The Wheaton City Council about a month ago approved the project by Pulte Homes to redevelop the Loretto campus, a 16-acre property owned by Catholic nuns since 1946. For about a year, Pulte offered to donate the brick mansion to anyone willing to relocate it.

Rob Getz, the company's director of land acquisitions, told the park board last week that developers need the mansion off the property — either by demolition or relocation — by July 10 so that crews can complete site grading and roadwork before asphalt plants close in the fall.

After a week of preparations, relocating the mansion itself — an engineering feat — would last three weeks. That means movers would have to start staging on the property by June 12, Getz said.

Preservationists envisioned the mansion becoming a community asset and contacted the park district May 17. Katy Goldsborough and her husband initially offered to front the moving costs.

Goldsborough called demolishing the building designed by Jarvis Hunt, a 19th-century prominent architect, a “tragedy.” She also expressed frustrations that the group was unable to address complaints from neighbors.

“We have been working really hard for weeks and weeks, for months, and I think that a lot of tonight is incredibly disappointing in large part because of lack of communication between the preservation group and everyone here,” Goldsborough said. “Up until a few hours ago, we were still fundraising, still making phone calls.”

That campaign appeared to be gaining momentum in recent days. The park district and city of Wheaton proposed contributing a combined $264,000 for the project. Last Friday, a donor identified by the DuPage Foundation promised $100,000. Park district officials also got word Wednesday that the group had found five additional donors who pledged $275,000 over 10 years.

But park district leaders cautioned that operating a restored facility would likely involve two to three years of deficit spending before the venue became financially sustainable. Officials estimated that rental fees would need to generate $200,000 annually to successfully operate and maintain the two-story brick structure built in 1897.

“Had we been brought into this three or four months ago where we could have vetted it out with the community, we could have looked at access, we could have looked at sites.

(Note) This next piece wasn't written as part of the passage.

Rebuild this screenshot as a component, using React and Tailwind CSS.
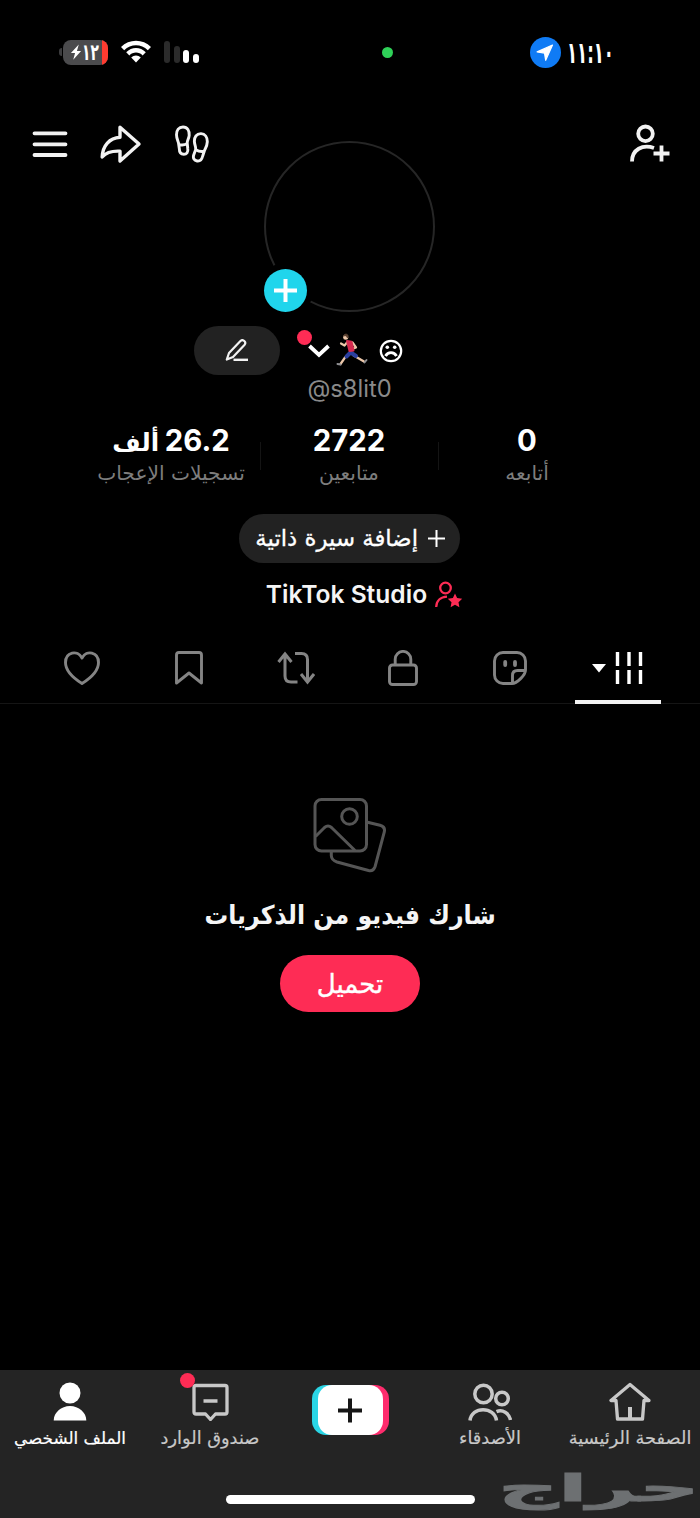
const arabic = "font-['DejaVu_Sans',sans-serif]";

const stats = [
  { value: "26.2", unit: "ألف", label: "تسجيلات الإعجاب" },
  { value: "2722", label: "متابعين" },
  { value: "0", label: "أتابعه" },
];

function StatusBar() {
  return (
    <div className="relative flex h-[104px] shrink-0 items-start">
      <div className="mt-[39px] ml-[59px] flex h-[26px] items-center">
        <span className="mr-px h-2 w-[3px] rounded-l-full bg-[#3c3c3e]" />
        <div className="flex h-[25px] w-[45px] items-center overflow-hidden rounded-lg bg-[#4b4b4d]">
          <svg width="12" height="18" viewBox="0 0 13 18" className="ml-[7px] shrink-0">
            <path d="M9.500 1 1 10h4.500L3.500 17.500 12 8H7.500Z" fill="#fff" />
          </svg>
          <span className={`${arabic} w-[18px] shrink-0 text-[23px] leading-none font-bold text-white`}>
            <span className="inline-block origin-left scale-x-[0.6]">١٢</span>
          </span>
          <span className="ml-auto h-full w-[6px] shrink-0 bg-[#ff3b30]" />
        </div>
      </div>
      <svg width="30" height="24" viewBox="0 0 30 24" className="mt-10 ml-[13px]" fill="#fff">
        <path d="M0 7C8-1.500 22-1.500 30 7l-3.200 3.200C20.200 3.500 9.800 3.500 3.200 10.200Z" />
        <path d="M5.200 12.200c5.400-5.700 14.200-5.700 19.600 0l-3.200 3.200c-3.600-3.800-9.600-3.800-13.200 0Z" />
        <path d="M10.200 17.400c2.700-2.700 6.900-2.700 9.600 0L15 22.600Z" />
      </svg>
      <div className="mt-[41px] ml-[13px] flex items-end gap-[3.5px]">
        <span className="h-[22px] w-1.5 rounded-sm bg-[#2b2b2b]" />
        <span className="h-[17px] w-1.5 rounded-sm bg-[#2b2b2b]" />
        <span className="h-[13px] w-1.5 rounded-sm bg-white" />
        <span className="h-[9px] w-1.5 rounded-sm bg-white" />
      </div>
      <span className="mt-[47px] ml-[183px] size-[11px] rounded-full bg-[#2fd158]" />
      <div className="mt-[37px] ml-[137px] flex items-center">
        <svg width="31" height="31" viewBox="0 0 31 31">
          <circle cx="15.500" cy="15.500" r="15.500" fill="#0f7bf5" />
          <path d="M22.500 8 15.700 23.300l-1.200-7.200-7.400-1.200Z" fill="#fff" stroke="#fff" strokeWidth="1.200" strokeLinejoin="round" />
        </svg>
        <span className={`${arabic} ml-1.5 origin-left scale-x-[0.55] text-[30px] leading-[31px] font-bold text-white`} dir="ltr">
          ١١:١٠
        </span>
      </div>
    </div>
  );
}

function Header() {
  return (
    <div className="flex h-[222px] shrink-0 items-start justify-between pr-[30px] pl-[32px]">
      <div className="flex w-[202px] items-center pt-5 text-[#f2f2f2]">
        <svg width="36" height="28" viewBox="0 0 36 28" stroke="currentColor" strokeWidth="3.800" strokeLinecap="round">
          <path d="M2.500 3.300h31M2.500 14.300h31M2.500 25h31" />
        </svg>
        <svg width="42" height="40" viewBox="0 0 42 40" className="ml-8" fill="none" stroke="currentColor" strokeWidth="3.400" strokeLinejoin="round">
          <path d="M20 3.200 39 20 20 37V27.200C12.500 26.800 6.500 28 2.200 33 2.700 21.500 9.500 14 20 13.200Z" />
        </svg>
        <svg width="34" height="38" viewBox="0 0 34 38" className="ml-[33px]" fill="none" stroke="currentColor" strokeWidth="2.900" strokeLinejoin="round">
          <path d="M8 2c4.500 0 6.600 4 6.200 8.300-.3 3.300-2 5-2 7.700l.6 6c.4 3.200-1.100 5.300-4 5.300-3.200 0-4.500-2.500-4.500-5.700L3.500 18C2.700 15.400 1.500 13.300 1.500 9.700 1.500 5.300 3.800 2 8 2Z" />
          <path d="M3.500 19.500c2.800.9 5.900.7 8.700-.7" />
          <path d="M26 8.600c-4.500-.1-6.800 3.700-6.600 8 .2 3.300 1.500 5.200 1.300 8l-2 5.400c-1 3.200.5 5.600 3.400 6 3 .4 4.800-1.700 5.600-5l1.700-5.300c1.100-2.600 2.800-5 2.900-8.800.1-4.600-2.300-8.200-6.300-8.300Z" />
          <path d="M20.700 24.700c2.600 1.600 5.600 2.200 8.600 1.600" />
        </svg>
      </div>
      <div className="relative mt-[37px] size-[171px] rounded-full border-2 border-[#262626]">
        <span className="absolute top-[120px] left-[-8px] flex size-[55px] items-center justify-center rounded-full bg-black">
          <span className="flex size-[43px] items-center justify-center rounded-full bg-[#20d5ec]">
            <svg width="23" height="23" viewBox="0 0 23 23" stroke="#fff" strokeWidth="4">
              <path d="M11.500 0v23M0 11.500h23" />
            </svg>
          </span>
        </span>
      </div>
      <div className="flex w-[205px] justify-end pt-5">
        <svg width="41" height="40" viewBox="0 0 41 40" fill="none" stroke="#f2f2f2" strokeWidth="3.800">
          <circle cx="16.500" cy="9.800" r="7.300" />
          <path d="M3 37.500C3 25.500 13.500 20 25 24" />
          <path d="M32.500 21.500v16M24.500 29.500h16" />
        </svg>
      </div>
    </div>
  );
}

function Runner() {
  return (
    <svg width="32" height="35" viewBox="0 0 32 35" fill="none" strokeLinecap="round" strokeLinejoin="round">
      <path d="M12.500 21 9 24.500 4.500 31" stroke="#edc8aa" strokeWidth="2.200" />
      <path d="m17 22 5 3 6 3.500" stroke="#edc8aa" strokeWidth="2.200" />
      <path d="m14.500 19.500-4 4M15.500 20l4.500 3" stroke="#2b3f9f" strokeWidth="4" />
      <path d="M4.500 31.500 1.500 31M28.500 29.500l2-2.500" stroke="#8f8f93" strokeWidth="2" />
      <path d="M11 9.500 8.500 12.500 5 10.500" stroke="#edc8aa" strokeWidth="2.200" />
      <path d="m16.500 9.500 3.500 5-4 1.500" stroke="#edc8aa" strokeWidth="2.200" />
      <path d="m11 8 4.500.8 2 8.700-4 .5Z" fill="#d62b50" stroke="#d62b50" strokeWidth="2" />
      <circle cx="9.700" cy="4.200" r="2.500" fill="#edc8aa" />
      <path d="M7.500 2.500C8.500.5 12 .700 12 3l-.5 2-1-2Z" fill="#5a4030" stroke="#5a4030" />
    </svg>
  );
}

function Profile() {
  return (
    <div className="flex shrink-0 flex-col">
      <div className="flex h-[49px] items-center pl-[194px]">
        <button className="flex h-[49px] w-[86px] items-center justify-center rounded-full bg-[#222]">
          <svg width="24" height="23" viewBox="0 0 24 23" fill="none" stroke="#f2f2f2" strokeWidth="2.200" strokeLinejoin="round">
            <path d="M1.800 20.500 4 14 15.200 2.200c1.300-1.300 3-1.200 4.100-.2 1.200 1.100 1.200 2.700.1 4L8 18Z" />
            <path d="M8.500 20.800H23" strokeWidth="2.400" />
          </svg>
        </button>
        <div className="relative ml-7">
          <span className="absolute -top-[14px] -left-[11px] size-[15px] rounded-full bg-[#fe2c55]" />
          <svg width="22" height="14" viewBox="0 0 22 14" fill="none" stroke="#fff" strokeWidth="3.800">
            <path d="m1.500 2 9.500 9 9.500-9" />
          </svg>
        </div>
        <div className="ml-1.5">
          <Runner />
        </div>
        <svg width="24" height="24" viewBox="0 0 24 24" className="ml-[11px]" fill="none" stroke="#fff" strokeWidth="2.200">
          <circle cx="12" cy="12" r="10.200" />
          <path d="M6.500 17c2.500-4.600 8.500-4.600 11 0" strokeWidth="2.800" />
          <circle cx="8.300" cy="8.200" r="1.800" fill="#fff" stroke="none" />
          <circle cx="15.700" cy="8.200" r="1.800" fill="#fff" stroke="none" />
        </svg>
      </div>
      <p className="mt-[-1px] pr-px text-center font-['Inter',sans-serif] text-[23.7px] leading-[30px] text-[#8a8a8a]">@s8lit0</p>
    </div>
  );
}

function Stats() {
  return (
    <div className="mt-5 flex h-[64px] shrink-0 items-center justify-center pr-0.5">
      {stats.map((item, i) => (
        <div key={item.label} className="flex w-[178px] items-center">
          {i > 0 && <span className="-mr-px h-[28px] w-px bg-[#141414]" />}
          <div className="flex flex-1 flex-col items-center">
            <p dir="rtl" className="h-[34px] font-['Inter','DejaVu_Sans',sans-serif] text-[29.3px] leading-[34px] font-bold whitespace-nowrap text-white">
              {item.value}
              {item.unit && <span className="text-[24.5px] leading-none"> {item.unit}</span>}
            </p>
            <p dir="rtl" className={`${arabic} h-[30px] text-[20.2px] leading-[30px] whitespace-nowrap text-[#7d7d7d]`}>
              {item.label}
            </p>
          </div>
        </div>
      ))}
    </div>
  );
}

function Bio() {
  return (
    <div className="flex shrink-0 flex-col items-center">
      <button dir="rtl" className="mt-[26px] mr-px flex h-[49px] w-[221px] items-center justify-center gap-2.5 rounded-full bg-[#222] pl-0.5 text-white">
        <svg width="17" height="17" viewBox="0 0 17 17" stroke="currentColor" strokeWidth="2">
          <path d="M8.500 0v17M0 8.500h17" />
        </svg>
        <span className={`${arabic} w-[162px] text-[22.800px] leading-none whitespace-nowrap [-webkit-text-stroke:0.3px]`}>
          إضافة سيرة ذاتية
        </span>
      </button>
      <div className="mt-4 ml-[29px] flex items-center gap-2">
        <span className="font-['Inter',sans-serif] text-[24.6px] leading-[30px] font-semibold text-[#f5f5f5]">TikTok Studio</span>
        <svg width="28" height="27" viewBox="0 0 28 27" fill="none" stroke="#fe2c55" strokeWidth="2.300">
          <circle cx="10.500" cy="7" r="5.300" />
          <path d="M1.200 26C1.400 20 5.500 16 12 15.600" />
          <path d="m20 12.500 2.100 4.600 5.100.6-3.700 3.500.9 5-4.400-2.500-4.400 2.500.9-5-3.700-3.500 5.100-.6Z" fill="#fe2c55" stroke="none" />
        </svg>
      </div>
    </div>
  );
}

function Tabs() {
  return (
    <div className="mt-[25px] flex h-[70px] shrink-0 border-b border-[#151515] pr-[29px] pb-px pl-7 text-[#848484]">
      <div className="flex flex-1 items-center justify-center">
        <svg width="38" height="34" viewBox="0 0 38 34" fill="none" stroke="currentColor" strokeWidth="2.900" strokeLinejoin="round">
          <path d="M19 32.500C11 27.500 2.500 20.500 2.500 11.500 2.500 1 14.500-1.500 19 7c4.500-8.500 16.500-6 16.500 4.500 0 9-8.500 16-16.500 21Z" />
        </svg>
      </div>
      <div className="flex flex-1 items-center justify-center">
        <svg width="28" height="34" viewBox="0 0 28 34" fill="none" stroke="currentColor" strokeWidth="2.900" strokeLinejoin="round">
          <path d="M1.500 32V4q0-2.500 2.500-2.500h20q2.500 0 2.500 2.500v28L14 22Z" />
        </svg>
      </div>
      <div className="flex flex-1 items-center justify-center">
        <svg width="38" height="34" viewBox="0 0 38 34" fill="none" stroke="currentColor" strokeWidth="3">
          <path d="M1.500 11 8 3l6.500 8M8 4v21q0 6 6 6h6.500M18 2.500h6.500q6 0 6 6v21M24 23l6.500 8 6.500-8" />
        </svg>
      </div>
      <div className="flex flex-1 items-center justify-center">
        <svg width="30" height="36" viewBox="0 0 30 36" fill="none" stroke="currentColor" strokeWidth="2.900">
          <rect x="1.500" y="15" width="27" height="19.500" rx="3" />
          <path d="M7.200 15V9.200a7.800 7.800 0 0 1 15.600 0V15" />
        </svg>
      </div>
      <div className="flex flex-1 items-center justify-center">
        <svg width="34" height="34" viewBox="0 0 34 34" fill="none" stroke="currentColor" strokeWidth="2.900">
          <path d="M19 32.500H10a8.500 8.500 0 0 1-8.500-8.500V10A8.500 8.500 0 0 1 10 1.500h14A8.500 8.500 0 0 1 32.500 10v9c0 5-8.500 13.500-13.500 13.500Z" strokeLinejoin="round" />
          <path d="M19.500 32v-7.500q0-5 5-5h7.500" />
          <path d="M12.200 11v3M22 11v3" strokeWidth="3.800" strokeLinecap="round" />
        </svg>
      </div>
      <div className="relative flex flex-1 items-center justify-center gap-[9px] text-white">
        <svg width="14" height="9" viewBox="0 0 14 9" fill="currentColor">
          <path d="M0 0h14L7 8.500Z" />
        </svg>
        <svg width="28" height="32" viewBox="0 0 28 32" stroke="currentColor" strokeWidth="3.400">
          <path d="M2.500 0v14M2.500 18v14M14 0v14M14 18v14M25.500 0v14M25.500 18v14" />
        </svg>
        <span className="absolute -bottom-[2px] left-[11px] h-1 w-[86px] bg-[#f2f2f2]" />
      </div>
    </div>
  );
}

function EmptyState() {
  return (
    <div className="flex flex-1 flex-col items-center pt-[94px]">
      <svg width="74" height="75" viewBox="0 0 74 75" fill="none" stroke="#555" strokeWidth="3">
        <rect x="2" y="1.500" width="51.500" height="51.500" rx="6.500" />
        <circle cx="36.500" cy="18.500" r="7.800" />
        <path d="m2.500 38.500 9-9q3.500-3 7 0L42 52.500" />
        <path d="m53.500 24 13.500 3.300q5.500 1.500 4.300 6.700l-9.200 34.500q-1.600 5-6.600 4L24 64q-5.500-1.700-5.700-6.500v-4" />
      </svg>
      <h2 dir="rtl" className={`${arabic} mt-[22px] scale-x-[0.91] text-[26px] leading-[40px] font-bold whitespace-nowrap text-[#f5f5f5]`}>
        شارك فيديو من الذكريات
      </h2>
      <button className={`${arabic} mt-[20px] h-[57px] w-[140px] rounded-full bg-[#fe2c55] pt-px text-[26px] leading-none text-white [-webkit-text-stroke:0.4px]`}>
        تحميل
      </button>
    </div>
  );
}

function NavItem({ label, children, className = "text-[#c8c8c8]", labelClass = "text-[17.8px]" }) {
  return (
    <div className={`flex w-[140px] flex-col items-center pt-3 ${className}`}>
      <div className="flex h-[40px] items-center">{children}</div>
      <span dir="rtl" className={`${arabic} ${labelClass} mt-[3px] leading-[26px] whitespace-nowrap [-webkit-text-stroke:0.2px]`}>
        {label}
      </span>
    </div>
  );
}

function BottomNav() {
  return (
    <div className="relative h-[148px] shrink-0 bg-[#242424]">
      <div className="flex">
        <NavItem label="الملف الشخصي" className="text-white" labelClass="text-[16.8px]">
          <svg width="34" height="40" viewBox="0 0 34 40" fill="currentColor">
            <circle cx="17" cy="11" r="10.500" />
            <path d="M.7 38.500c0-8 7.500-14.500 16.300-14.500s16.300 6.500 16.300 14.500Z" />
          </svg>
        </NavItem>
        <NavItem label="صندوق الوارد">
          <div className="relative">
            <span className="absolute -top-[10px] -left-[12px] size-[15px] rounded-full bg-[#fe2c55]" />
            <svg width="37" height="38" viewBox="0 0 37 38" fill="none" stroke="currentColor" strokeWidth="3.300" strokeLinejoin="round">
              <path d="M4 2.500h29q2 0 2 2V29q0 2-2 2h-9.500L18.500 36.500 13.500 31H4q-2 0-2-2V4.500q0-2 2-2Z" />
              <path d="M11.500 18h14" strokeWidth="3.500" />
            </svg>
          </div>
        </NavItem>
        <div className="flex w-[140px] justify-center pt-[15px]">
          <svg width="77" height="50" viewBox="0 0 77 50">
            <rect width="50" height="50" rx="14" fill="#2ad5e5" />
            <rect x="27" width="50" height="50" rx="14" fill="#fe2c6d" />
            <rect x="6" width="65" height="50" rx="14" fill="#fff" />
            <path d="M38 13.500v24M26 25.500h24" stroke="#161616" strokeWidth="4" />
          </svg>
        </div>
        <NavItem label="الأصدقاء">
          <svg width="44" height="40" viewBox="0 0 44 40" fill="none" stroke="currentColor" strokeWidth="3.500">
            <circle cx="15.500" cy="12" r="8.700" />
            <circle cx="34" cy="16.500" r="6.300" />
            <path d="M2 38.500c1.500-14.500 24.500-14.500 26.500 0M28.500 29.700c6-2.600 12.500 1.300 14 8.300" />
          </svg>
        </NavItem>
        <NavItem label="الصفحة الرئيسية">
          <svg width="42" height="40" viewBox="0 0 42 40" fill="none" stroke="currentColor" strokeWidth="3.300" strokeLinejoin="round">
            <path d="M21 2.500 2 18.500h5L8.500 37h25L35 18.500h5Z" />
            <path d="M21 25v12" strokeWidth="4" />
          </svg>
        </NavItem>
      </div>
      <span className="absolute bottom-[14px] left-[226px] h-[9px] w-[249px] rounded-full bg-white" />
      <span
        dir="rtl"
        className={`${arabic} absolute right-px bottom-[11px] origin-right scale-x-[2.2] scale-y-[0.98] text-[38px] leading-none font-bold text-[#6d7072] [-webkit-text-stroke:1px]`}
      >
        حراج
      </span>
    </div>
  );
}

export default function App() {
  return (
    <div className="flex h-[1518px] w-[700px] flex-col overflow-hidden bg-black">
      <StatusBar />
      <Header />
      <Profile />
      <Stats />
      <Bio />
      <Tabs />
      <EmptyState />
      <BottomNav />
    </div>
  );
}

It's something that might have been possible,” Commissioner John Kelly said.

Michael Benard, executive director of the park district, had hoped public support would be strong enough to warrant preserving the mansion.

“Unfortunately, the research and short-term fundraising effort yielded data that did not allow me to recommend their (the park board's) involvement,” he said. “It simply was not a good business decision to proceed.”